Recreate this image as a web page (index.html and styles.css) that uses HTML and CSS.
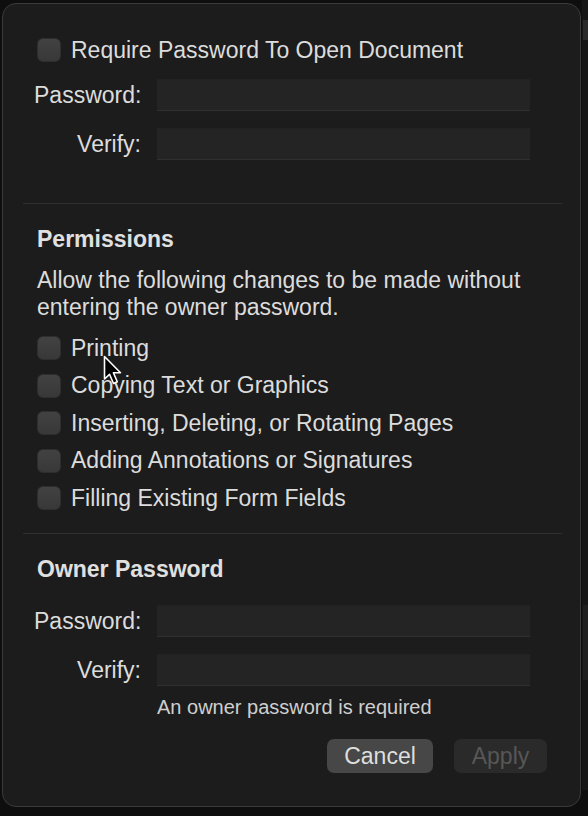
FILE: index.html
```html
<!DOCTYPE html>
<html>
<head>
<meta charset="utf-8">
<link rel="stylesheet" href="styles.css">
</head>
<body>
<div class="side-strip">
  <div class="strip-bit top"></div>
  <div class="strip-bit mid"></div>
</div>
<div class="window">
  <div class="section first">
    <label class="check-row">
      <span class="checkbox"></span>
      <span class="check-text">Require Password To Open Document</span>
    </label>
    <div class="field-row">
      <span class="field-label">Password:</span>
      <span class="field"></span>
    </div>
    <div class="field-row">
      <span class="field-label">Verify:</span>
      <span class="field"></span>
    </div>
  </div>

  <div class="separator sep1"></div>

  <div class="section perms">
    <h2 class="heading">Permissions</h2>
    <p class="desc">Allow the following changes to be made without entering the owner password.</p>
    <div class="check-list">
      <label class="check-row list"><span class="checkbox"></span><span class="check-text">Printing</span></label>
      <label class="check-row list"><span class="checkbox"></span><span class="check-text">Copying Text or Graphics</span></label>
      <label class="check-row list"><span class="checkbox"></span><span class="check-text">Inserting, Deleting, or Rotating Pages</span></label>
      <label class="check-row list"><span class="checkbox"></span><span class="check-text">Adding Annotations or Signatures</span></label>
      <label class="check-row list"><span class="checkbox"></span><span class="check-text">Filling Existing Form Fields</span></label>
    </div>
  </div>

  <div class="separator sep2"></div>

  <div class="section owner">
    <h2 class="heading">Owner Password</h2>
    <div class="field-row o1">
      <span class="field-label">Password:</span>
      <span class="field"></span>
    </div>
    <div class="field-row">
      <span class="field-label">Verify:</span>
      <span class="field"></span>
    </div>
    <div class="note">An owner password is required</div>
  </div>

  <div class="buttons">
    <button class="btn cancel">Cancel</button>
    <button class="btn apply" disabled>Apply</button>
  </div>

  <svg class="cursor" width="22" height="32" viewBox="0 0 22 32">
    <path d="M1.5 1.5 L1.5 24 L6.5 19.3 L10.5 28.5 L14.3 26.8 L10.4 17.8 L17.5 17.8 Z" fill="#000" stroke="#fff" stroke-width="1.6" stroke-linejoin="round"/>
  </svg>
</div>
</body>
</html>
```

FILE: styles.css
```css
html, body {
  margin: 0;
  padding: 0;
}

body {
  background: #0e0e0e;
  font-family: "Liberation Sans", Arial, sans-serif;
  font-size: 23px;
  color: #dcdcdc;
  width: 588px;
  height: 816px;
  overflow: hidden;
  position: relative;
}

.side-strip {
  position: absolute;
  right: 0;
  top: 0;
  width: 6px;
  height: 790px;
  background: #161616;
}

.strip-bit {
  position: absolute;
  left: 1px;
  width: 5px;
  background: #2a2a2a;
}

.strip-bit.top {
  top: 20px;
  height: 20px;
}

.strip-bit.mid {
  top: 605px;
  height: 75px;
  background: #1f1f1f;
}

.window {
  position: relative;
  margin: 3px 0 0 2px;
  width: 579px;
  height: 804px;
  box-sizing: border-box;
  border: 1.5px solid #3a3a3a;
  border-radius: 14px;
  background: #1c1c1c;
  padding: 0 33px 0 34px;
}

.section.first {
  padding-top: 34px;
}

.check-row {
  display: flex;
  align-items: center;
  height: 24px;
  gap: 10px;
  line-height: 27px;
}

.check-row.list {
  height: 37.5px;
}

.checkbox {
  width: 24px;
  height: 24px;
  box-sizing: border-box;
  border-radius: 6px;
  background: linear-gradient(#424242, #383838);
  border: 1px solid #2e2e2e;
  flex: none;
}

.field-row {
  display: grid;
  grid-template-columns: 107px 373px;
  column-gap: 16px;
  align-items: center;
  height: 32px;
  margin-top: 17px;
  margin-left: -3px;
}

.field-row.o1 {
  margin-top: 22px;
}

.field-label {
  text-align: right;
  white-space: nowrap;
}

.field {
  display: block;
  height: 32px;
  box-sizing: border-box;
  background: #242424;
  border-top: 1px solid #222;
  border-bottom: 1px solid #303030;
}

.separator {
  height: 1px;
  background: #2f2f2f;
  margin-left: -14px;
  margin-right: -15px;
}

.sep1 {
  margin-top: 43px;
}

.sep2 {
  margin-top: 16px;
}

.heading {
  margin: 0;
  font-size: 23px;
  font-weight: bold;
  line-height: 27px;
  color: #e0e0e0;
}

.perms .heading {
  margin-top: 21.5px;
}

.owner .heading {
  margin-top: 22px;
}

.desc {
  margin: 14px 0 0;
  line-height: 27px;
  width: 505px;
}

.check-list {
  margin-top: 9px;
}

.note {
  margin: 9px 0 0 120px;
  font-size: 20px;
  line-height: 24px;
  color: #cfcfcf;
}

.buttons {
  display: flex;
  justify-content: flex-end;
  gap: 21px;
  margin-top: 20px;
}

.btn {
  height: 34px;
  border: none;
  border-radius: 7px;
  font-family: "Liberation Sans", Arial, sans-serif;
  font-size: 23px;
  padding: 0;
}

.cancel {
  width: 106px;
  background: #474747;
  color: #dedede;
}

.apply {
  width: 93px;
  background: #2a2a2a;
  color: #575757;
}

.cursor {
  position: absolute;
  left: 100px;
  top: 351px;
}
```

### Problem to work on
List the lines of the material in which the word "styles" occurs.

### Task answer
Recreate this image as a web page (index.html and styles.css) that uses HTML and CSS.
<link rel="stylesheet" href="styles.css">
FILE: styles.css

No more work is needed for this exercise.